= Exercise task =
Give only the number of lines below that contain the word "styles".

= Collected material =

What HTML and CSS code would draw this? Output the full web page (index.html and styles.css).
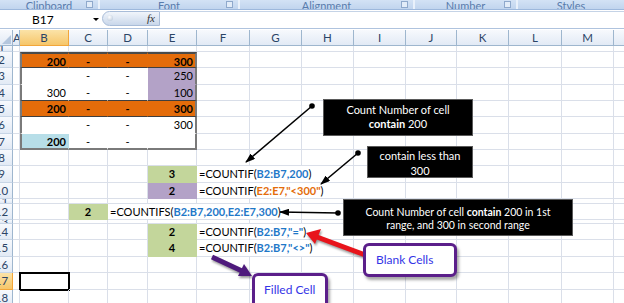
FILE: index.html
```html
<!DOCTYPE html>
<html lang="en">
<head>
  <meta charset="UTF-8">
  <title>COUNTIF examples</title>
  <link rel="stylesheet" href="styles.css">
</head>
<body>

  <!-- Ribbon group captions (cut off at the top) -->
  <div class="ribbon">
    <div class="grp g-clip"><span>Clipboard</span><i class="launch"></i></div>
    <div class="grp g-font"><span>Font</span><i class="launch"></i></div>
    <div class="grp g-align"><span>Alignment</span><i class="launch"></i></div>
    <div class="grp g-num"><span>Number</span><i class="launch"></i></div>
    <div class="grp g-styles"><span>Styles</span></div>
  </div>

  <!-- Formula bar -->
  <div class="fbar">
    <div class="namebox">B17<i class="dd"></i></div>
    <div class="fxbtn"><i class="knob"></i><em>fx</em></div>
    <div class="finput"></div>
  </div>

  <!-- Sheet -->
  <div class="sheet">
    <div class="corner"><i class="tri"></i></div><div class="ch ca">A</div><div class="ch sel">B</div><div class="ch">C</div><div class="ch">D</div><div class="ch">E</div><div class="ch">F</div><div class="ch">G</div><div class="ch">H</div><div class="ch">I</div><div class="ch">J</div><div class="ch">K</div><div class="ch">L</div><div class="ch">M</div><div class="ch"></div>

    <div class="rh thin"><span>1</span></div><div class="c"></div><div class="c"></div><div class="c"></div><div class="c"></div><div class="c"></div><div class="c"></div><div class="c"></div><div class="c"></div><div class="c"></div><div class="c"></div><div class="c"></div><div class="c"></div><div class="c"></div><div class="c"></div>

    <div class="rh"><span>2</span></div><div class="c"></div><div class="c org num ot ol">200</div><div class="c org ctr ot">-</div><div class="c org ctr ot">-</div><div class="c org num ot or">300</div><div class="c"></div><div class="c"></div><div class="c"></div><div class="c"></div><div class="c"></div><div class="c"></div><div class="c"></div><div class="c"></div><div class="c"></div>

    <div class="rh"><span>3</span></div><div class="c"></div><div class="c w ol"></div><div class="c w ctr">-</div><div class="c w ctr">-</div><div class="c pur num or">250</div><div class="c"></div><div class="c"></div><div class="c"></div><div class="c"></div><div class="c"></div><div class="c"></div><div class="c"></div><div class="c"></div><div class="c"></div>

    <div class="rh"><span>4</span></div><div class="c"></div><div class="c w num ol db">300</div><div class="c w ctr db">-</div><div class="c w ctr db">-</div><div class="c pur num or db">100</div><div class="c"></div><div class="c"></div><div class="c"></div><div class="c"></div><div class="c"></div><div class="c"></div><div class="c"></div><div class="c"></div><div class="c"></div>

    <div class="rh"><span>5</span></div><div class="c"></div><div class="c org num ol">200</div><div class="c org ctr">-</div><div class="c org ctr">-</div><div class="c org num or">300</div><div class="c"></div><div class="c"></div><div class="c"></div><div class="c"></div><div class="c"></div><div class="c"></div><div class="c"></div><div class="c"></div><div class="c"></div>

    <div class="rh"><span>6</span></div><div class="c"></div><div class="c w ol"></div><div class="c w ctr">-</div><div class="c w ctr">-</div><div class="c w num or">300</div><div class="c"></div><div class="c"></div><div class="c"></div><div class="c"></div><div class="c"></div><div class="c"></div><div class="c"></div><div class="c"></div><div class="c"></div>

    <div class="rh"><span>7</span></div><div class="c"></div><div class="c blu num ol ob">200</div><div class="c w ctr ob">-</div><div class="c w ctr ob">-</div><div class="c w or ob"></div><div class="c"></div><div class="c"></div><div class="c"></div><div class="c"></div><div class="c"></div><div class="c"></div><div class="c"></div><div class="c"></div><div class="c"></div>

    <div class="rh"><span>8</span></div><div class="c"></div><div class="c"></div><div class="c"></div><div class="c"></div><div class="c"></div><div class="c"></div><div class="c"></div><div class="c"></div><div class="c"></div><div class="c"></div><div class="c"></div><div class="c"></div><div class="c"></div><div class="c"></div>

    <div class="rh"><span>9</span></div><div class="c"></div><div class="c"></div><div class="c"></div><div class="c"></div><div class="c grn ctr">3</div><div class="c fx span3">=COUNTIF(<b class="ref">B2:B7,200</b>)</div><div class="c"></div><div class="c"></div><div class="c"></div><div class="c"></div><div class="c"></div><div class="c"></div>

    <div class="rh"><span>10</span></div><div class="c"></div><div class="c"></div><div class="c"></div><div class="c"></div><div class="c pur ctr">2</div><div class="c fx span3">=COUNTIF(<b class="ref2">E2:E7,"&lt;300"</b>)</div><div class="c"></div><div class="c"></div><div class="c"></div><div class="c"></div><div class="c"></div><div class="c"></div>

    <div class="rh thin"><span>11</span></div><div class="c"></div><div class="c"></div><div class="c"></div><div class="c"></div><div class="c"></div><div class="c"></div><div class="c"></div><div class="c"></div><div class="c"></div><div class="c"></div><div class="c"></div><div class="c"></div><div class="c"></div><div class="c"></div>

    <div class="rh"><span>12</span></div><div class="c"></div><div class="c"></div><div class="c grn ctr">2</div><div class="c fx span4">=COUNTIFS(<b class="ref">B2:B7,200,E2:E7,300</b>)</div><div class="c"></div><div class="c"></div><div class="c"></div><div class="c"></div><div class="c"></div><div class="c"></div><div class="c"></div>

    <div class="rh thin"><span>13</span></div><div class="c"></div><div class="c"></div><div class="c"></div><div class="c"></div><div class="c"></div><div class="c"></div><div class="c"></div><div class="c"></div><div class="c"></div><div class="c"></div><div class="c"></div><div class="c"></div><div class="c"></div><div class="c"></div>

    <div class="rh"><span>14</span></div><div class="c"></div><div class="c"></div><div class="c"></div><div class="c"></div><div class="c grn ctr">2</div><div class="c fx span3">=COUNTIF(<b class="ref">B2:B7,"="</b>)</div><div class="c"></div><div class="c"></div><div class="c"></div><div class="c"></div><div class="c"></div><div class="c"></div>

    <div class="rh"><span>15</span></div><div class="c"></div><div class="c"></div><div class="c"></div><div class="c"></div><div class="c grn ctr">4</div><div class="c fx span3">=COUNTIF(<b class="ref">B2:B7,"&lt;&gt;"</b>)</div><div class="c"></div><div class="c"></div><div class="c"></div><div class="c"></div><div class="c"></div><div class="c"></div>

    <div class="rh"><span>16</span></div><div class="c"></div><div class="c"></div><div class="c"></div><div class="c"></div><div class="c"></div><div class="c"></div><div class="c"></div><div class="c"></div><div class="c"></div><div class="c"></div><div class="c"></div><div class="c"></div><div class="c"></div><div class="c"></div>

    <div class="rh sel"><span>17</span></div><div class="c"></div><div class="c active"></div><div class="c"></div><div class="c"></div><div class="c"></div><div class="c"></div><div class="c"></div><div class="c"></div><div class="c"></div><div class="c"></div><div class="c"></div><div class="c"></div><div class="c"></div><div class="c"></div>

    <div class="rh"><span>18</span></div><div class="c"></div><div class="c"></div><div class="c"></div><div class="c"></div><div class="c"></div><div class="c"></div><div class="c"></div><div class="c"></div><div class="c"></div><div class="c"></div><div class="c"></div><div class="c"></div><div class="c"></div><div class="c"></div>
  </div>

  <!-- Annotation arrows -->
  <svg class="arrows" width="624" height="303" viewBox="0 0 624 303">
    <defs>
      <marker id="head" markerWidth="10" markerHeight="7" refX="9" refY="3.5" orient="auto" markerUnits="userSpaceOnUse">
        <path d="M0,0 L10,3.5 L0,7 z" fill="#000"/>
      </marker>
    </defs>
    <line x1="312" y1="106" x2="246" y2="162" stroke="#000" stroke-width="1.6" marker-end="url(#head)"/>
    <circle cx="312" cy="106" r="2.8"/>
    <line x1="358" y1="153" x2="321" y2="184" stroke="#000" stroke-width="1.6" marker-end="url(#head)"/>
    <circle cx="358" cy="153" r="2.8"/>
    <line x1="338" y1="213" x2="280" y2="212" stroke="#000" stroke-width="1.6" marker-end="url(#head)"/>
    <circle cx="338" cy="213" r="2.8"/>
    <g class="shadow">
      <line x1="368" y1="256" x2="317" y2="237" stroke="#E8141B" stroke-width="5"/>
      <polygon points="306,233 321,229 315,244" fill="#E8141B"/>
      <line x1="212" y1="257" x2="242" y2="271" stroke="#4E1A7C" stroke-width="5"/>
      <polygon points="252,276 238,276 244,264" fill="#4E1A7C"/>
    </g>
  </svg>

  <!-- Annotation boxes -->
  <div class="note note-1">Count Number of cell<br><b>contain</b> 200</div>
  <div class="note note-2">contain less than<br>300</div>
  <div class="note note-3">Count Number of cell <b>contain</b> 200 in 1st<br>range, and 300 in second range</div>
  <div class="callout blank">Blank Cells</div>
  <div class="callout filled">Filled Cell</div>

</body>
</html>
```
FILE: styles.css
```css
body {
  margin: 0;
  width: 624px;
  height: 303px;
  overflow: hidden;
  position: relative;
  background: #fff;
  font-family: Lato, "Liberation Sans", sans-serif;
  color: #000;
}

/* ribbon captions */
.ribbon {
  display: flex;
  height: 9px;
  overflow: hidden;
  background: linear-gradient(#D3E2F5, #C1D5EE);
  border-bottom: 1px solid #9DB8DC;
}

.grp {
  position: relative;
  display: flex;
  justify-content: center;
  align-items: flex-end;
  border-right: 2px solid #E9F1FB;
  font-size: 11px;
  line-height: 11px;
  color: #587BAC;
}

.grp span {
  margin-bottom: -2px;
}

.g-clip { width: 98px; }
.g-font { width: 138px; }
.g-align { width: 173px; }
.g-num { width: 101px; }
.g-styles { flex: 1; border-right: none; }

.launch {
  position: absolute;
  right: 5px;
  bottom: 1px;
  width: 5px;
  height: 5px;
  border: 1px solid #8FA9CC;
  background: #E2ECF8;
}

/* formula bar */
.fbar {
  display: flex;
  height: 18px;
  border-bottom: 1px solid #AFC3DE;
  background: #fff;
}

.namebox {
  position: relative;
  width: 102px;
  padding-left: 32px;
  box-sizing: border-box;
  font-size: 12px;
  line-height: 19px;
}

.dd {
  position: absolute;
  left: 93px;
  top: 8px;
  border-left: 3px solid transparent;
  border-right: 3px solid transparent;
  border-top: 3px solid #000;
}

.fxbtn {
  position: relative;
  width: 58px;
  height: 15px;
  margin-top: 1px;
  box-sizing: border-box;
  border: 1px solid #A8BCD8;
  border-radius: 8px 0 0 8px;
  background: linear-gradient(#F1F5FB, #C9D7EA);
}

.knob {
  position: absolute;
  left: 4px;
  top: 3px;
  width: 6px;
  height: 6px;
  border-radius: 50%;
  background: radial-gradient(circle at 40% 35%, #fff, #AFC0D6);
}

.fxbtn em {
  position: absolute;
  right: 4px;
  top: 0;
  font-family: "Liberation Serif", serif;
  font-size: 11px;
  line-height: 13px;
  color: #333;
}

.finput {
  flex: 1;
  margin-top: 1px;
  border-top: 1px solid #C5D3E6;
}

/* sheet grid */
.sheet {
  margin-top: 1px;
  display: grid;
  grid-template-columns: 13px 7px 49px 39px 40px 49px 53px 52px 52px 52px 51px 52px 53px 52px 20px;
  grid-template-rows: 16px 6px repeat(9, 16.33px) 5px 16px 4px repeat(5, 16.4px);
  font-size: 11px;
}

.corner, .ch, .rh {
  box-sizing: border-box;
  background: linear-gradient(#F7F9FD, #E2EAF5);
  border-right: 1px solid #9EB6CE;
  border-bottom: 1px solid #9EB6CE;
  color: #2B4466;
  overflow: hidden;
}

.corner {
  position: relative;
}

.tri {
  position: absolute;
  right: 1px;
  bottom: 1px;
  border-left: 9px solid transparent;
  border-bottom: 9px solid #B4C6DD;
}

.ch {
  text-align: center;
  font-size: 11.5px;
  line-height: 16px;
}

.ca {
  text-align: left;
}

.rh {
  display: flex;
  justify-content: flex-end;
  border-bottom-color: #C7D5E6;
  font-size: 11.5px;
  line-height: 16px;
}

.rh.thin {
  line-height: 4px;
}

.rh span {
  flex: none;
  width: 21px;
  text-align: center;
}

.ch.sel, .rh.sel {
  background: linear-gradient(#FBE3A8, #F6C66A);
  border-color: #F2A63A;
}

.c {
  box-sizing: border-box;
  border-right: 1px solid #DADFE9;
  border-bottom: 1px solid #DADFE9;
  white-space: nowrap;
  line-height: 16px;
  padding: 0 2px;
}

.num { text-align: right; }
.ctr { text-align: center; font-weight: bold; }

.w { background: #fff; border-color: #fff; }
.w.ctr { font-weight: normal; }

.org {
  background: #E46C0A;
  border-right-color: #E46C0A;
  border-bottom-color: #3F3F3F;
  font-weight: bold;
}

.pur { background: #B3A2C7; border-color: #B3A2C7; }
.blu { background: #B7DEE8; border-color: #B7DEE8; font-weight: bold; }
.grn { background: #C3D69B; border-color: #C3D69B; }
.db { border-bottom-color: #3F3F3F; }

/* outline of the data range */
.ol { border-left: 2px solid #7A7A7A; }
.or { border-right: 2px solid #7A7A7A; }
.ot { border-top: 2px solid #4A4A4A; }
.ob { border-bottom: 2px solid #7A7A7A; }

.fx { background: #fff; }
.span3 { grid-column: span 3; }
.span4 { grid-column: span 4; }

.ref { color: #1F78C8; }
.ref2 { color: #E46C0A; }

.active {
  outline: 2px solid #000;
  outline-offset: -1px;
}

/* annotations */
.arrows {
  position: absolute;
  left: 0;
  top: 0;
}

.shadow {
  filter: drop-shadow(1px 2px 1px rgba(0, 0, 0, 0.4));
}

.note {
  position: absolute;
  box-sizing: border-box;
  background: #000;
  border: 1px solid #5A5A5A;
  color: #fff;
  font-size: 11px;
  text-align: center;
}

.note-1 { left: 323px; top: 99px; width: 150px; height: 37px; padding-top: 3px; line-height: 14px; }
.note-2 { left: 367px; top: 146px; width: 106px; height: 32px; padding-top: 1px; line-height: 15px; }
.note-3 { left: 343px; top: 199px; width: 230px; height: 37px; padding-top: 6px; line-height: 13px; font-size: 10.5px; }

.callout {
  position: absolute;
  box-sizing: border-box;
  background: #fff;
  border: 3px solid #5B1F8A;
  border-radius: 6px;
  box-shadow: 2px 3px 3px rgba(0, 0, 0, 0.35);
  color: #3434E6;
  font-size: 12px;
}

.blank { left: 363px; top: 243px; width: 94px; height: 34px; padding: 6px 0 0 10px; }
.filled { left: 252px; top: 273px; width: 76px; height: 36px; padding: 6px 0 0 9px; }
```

= Solved exercise =
5